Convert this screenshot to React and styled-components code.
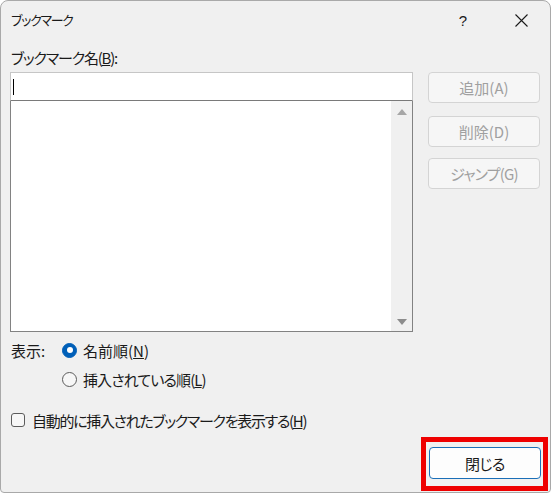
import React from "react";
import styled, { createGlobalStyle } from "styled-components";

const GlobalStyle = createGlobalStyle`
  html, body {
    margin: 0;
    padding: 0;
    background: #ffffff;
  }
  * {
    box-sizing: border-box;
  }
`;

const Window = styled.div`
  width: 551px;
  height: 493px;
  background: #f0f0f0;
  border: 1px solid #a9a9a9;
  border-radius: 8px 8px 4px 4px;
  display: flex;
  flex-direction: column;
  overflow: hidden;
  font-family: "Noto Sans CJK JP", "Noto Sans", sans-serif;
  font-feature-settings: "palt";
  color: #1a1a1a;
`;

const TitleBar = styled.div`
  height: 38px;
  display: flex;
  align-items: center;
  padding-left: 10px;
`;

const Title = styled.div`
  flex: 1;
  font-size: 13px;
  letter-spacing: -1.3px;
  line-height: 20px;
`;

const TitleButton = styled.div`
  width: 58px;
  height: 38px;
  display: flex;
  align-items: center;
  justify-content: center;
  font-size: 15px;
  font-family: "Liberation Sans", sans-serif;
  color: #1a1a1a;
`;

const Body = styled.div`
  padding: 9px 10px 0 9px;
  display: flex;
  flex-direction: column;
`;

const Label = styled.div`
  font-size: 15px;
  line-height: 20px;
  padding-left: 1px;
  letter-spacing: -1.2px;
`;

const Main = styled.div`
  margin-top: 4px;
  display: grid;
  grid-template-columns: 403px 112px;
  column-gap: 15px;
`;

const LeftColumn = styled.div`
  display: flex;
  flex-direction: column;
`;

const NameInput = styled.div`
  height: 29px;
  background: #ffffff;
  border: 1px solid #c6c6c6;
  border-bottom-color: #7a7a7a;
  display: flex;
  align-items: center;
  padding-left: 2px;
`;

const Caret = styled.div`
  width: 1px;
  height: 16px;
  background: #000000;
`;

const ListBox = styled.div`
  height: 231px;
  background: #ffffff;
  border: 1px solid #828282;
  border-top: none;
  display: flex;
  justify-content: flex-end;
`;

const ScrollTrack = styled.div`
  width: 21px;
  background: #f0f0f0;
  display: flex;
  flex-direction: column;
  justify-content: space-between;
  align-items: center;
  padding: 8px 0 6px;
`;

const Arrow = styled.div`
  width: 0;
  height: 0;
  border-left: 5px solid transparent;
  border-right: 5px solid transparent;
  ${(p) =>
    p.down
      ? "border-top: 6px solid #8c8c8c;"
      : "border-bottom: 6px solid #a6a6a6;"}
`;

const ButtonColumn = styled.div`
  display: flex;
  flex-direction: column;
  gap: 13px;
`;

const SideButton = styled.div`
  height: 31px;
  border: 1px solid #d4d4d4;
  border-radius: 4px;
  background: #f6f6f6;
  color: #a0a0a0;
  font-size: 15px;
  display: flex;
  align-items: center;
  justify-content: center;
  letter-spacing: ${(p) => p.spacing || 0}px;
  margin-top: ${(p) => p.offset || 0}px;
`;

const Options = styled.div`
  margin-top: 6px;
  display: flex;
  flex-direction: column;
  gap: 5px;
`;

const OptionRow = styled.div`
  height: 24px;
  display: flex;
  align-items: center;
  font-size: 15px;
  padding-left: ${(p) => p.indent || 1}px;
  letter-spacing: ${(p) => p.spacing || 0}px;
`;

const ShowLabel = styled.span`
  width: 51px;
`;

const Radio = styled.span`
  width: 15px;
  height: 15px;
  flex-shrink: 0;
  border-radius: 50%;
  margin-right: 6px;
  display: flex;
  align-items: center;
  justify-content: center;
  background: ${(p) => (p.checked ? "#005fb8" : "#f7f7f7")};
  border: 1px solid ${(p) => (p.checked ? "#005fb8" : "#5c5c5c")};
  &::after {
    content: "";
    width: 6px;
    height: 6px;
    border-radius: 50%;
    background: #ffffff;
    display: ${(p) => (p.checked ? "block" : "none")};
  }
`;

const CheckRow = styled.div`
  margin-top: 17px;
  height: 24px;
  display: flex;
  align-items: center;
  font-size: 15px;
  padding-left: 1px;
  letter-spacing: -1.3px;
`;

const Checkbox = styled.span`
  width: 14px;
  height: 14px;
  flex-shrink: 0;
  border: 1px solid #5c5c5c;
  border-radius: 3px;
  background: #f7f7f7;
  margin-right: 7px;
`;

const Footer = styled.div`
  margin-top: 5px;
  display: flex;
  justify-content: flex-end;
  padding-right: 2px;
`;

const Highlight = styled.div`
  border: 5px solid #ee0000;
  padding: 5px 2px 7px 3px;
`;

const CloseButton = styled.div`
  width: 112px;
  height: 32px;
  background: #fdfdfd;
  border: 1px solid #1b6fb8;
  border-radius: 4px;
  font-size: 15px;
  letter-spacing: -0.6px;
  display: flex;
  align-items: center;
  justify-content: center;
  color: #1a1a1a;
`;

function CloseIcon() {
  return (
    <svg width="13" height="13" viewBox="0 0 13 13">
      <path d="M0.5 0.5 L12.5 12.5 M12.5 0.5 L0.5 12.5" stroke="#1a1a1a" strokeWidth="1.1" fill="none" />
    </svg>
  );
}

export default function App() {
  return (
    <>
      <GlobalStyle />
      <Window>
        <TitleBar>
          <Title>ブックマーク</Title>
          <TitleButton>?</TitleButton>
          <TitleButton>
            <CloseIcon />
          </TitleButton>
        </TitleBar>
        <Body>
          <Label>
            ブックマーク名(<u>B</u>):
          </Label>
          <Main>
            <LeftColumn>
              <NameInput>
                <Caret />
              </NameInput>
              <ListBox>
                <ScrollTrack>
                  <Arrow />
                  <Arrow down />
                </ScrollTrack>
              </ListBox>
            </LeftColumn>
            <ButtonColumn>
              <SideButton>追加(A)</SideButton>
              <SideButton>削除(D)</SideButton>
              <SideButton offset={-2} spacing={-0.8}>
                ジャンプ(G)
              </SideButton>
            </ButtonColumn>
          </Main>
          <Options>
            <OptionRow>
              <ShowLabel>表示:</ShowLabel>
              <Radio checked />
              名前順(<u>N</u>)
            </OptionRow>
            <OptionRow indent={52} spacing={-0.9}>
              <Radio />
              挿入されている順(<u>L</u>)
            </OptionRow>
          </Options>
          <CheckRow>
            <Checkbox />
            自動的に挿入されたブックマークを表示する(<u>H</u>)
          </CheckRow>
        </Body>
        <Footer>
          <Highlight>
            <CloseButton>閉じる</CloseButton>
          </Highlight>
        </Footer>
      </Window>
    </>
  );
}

▶ **Written instruction**
Leave the pictures out and copy the rest of the data exactly.

▶ **Result**
Convert this screenshot to React and styled-components code.
import React from "react";
import styled, { createGlobalStyle } from "styled-components";

const GlobalStyle = createGlobalStyle`
  html, body {
    margin: 0;
    padding: 0;
    background: #ffffff;
  }
  * {
    box-sizing: border-box;
  }
`;

const Window = styled.div`
  width: 551px;
  height: 493px;
  background: #f0f0f0;
  border: 1px solid #a9a9a9;
  border-radius: 8px 8px 4px 4px;
  display: flex;
  flex-direction: column;
  overflow: hidden;
  font-family: "Noto Sans CJK JP", "Noto Sans", sans-serif;
  font-feature-settings: "palt";
  color: #1a1a1a;
`;

const TitleBar = styled.div`
  height: 38px;
  display: flex;
  align-items: center;
  padding-left: 10px;
`;

const Title = styled.div`
  flex: 1;
  font-size: 13px;
  letter-spacing: -1.3px;
  line-height: 20px;
`;

const TitleButton = styled.div`
  width: 58px;
  height: 38px;
  display: flex;
  align-items: center;
  justify-content: center;
  font-size: 15px;
  font-family: "Liberation Sans", sans-serif;
  color: #1a1a1a;
`;

const Body = styled.div`
  padding: 9px 10px 0 9px;
  display: flex;
  flex-direction: column;
`;

const Label = styled.div`
  font-size: 15px;
  line-height: 20px;
  padding-left: 1px;
  letter-spacing: -1.2px;
`;

const Main = styled.div`
  margin-top: 4px;
  display: grid;
  grid-template-columns: 403px 112px;
  column-gap: 15px;
`;

const LeftColumn = styled.div`
  display: flex;
  flex-direction: column;
`;

const NameInput = styled.div`
  height: 29px;
  background: #ffffff;
  border: 1px solid #c6c6c6;
  border-bottom-color: #7a7a7a;
  display: flex;
  align-items: center;
  padding-left: 2px;
`;

const Caret = styled.div`
  width: 1px;
  height: 16px;
  background: #000000;
`;

const ListBox = styled.div`
  height: 231px;
  background: #ffffff;
  border: 1px solid #828282;
  border-top: none;
  display: flex;
  justify-content: flex-end;
`;

const ScrollTrack = styled.div`
  width: 21px;
  background: #f0f0f0;
  display: flex;
  flex-direction: column;
  justify-content: space-between;
  align-items: center;
  padding: 8px 0 6px;
`;

const Arrow = styled.div`
  width: 0;
  height: 0;
  border-left: 5px solid transparent;
  border-right: 5px solid transparent;
  ${(p) =>
    p.down
      ? "border-top: 6px solid #8c8c8c;"
      : "border-bottom: 6px solid #a6a6a6;"}
`;

const ButtonColumn = styled.div`
  display: flex;
  flex-direction: column;
  gap: 13px;
`;

const SideButton = styled.div`
  height: 31px;
  border: 1px solid #d4d4d4;
  border-radius: 4px;
  background: #f6f6f6;
  color: #a0a0a0;
  font-size: 15px;
  display: flex;
  align-items: center;
  justify-content: center;
  letter-spacing: ${(p) => p.spacing || 0}px;
  margin-top: ${(p) => p.offset || 0}px;
`;

const Options = styled.div`
  margin-top: 6px;
  display: flex;
  flex-direction: column;
  gap: 5px;
`;

const OptionRow = styled.div`
  height: 24px;
  display: flex;
  align-items: center;
  font-size: 15px;
  padding-left: ${(p) => p.indent || 1}px;
  letter-spacing: ${(p) => p.spacing || 0}px;
`;

const ShowLabel = styled.span`
  width: 51px;
`;

const Radio = styled.span`
  width: 15px;
  height: 15px;
  flex-shrink: 0;
  border-radius: 50%;
  margin-right: 6px;
  display: flex;
  align-items: center;
  justify-content: center;
  background: ${(p) => (p.checked ? "#005fb8" : "#f7f7f7")};
  border: 1px solid ${(p) => (p.checked ? "#005fb8" : "#5c5c5c")};
  &::after {
    content: "";
    width: 6px;
    height: 6px;
    border-radius: 50%;
    background: #ffffff;
    display: ${(p) => (p.checked ? "block" : "none")};
  }
`;

const CheckRow = styled.div`
  margin-top: 17px;
  height: 24px;
  display: flex;
  align-items: center;
  font-size: 15px;
  padding-left: 1px;
  letter-spacing: -1.3px;
`;

const Checkbox = styled.span`
  width: 14px;
  height: 14px;
  flex-shrink: 0;
  border: 1px solid #5c5c5c;
  border-radius: 3px;
  background: #f7f7f7;
  margin-right: 7px;
`;

const Footer = styled.div`
  margin-top: 5px;
  display: flex;
  justify-content: flex-end;
  padding-right: 2px;
`;

const Highlight = styled.div`
  border: 5px solid #ee0000;
  padding: 5px 2px 7px 3px;
`;

const CloseButton = styled.div`
  width: 112px;
  height: 32px;
  background: #fdfdfd;
  border: 1px solid #1b6fb8;
  border-radius: 4px;
  font-size: 15px;
  letter-spacing: -0.6px;
  display: flex;
  align-items: center;
  justify-content: center;
  color: #1a1a1a;
`;

function CloseIcon() {
  return (
    <svg width="13" height="13" viewBox="0 0 13 13">
      <path d="M0.5 0.5 L12.5 12.5 M12.5 0.5 L0.5 12.5" stroke="#1a1a1a" strokeWidth="1.1" fill="none" />
    </svg>
  );
}

export default function App() {
  return (
    <>
      <GlobalStyle />
      <Window>
        <TitleBar>
          <Title>ブックマーク</Title>
          <TitleButton>?</TitleButton>
          <TitleButton>
            <CloseIcon />
          </TitleButton>
        </TitleBar>
        <Body>
          <Label>
            ブックマーク名(<u>B</u>):
          </Label>
          <Main>
            <LeftColumn>
              <NameInput>
                <Caret />
              </NameInput>
              <ListBox>
                <ScrollTrack>
                  <Arrow />
                  <Arrow down />
                </ScrollTrack>
              </ListBox>
            </LeftColumn>
            <ButtonColumn>
              <SideButton>追加(A)</SideButton>
              <SideButton>削除(D)</SideButton>
              <SideButton offset={-2} spacing={-0.8}>
                ジャンプ(G)
              </SideButton>
            </ButtonColumn>
          </Main>
          <Options>
            <OptionRow>
              <ShowLabel>表示:</ShowLabel>
              <Radio checked />
              名前順(<u>N</u>)
            </OptionRow>
            <OptionRow indent={52} spacing={-0.9}>
              <Radio />
              挿入されている順(<u>L</u>)
            </OptionRow>
          </Options>
          <CheckRow>
            <Checkbox />
            自動的に挿入されたブックマークを表示する(<u>H</u>)
          </CheckRow>
        </Body>
        <Footer>
          <Highlight>
            <CloseButton>閉じる</CloseButton>
          </Highlight>
        </Footer>
      </Window>
    </>
  );
}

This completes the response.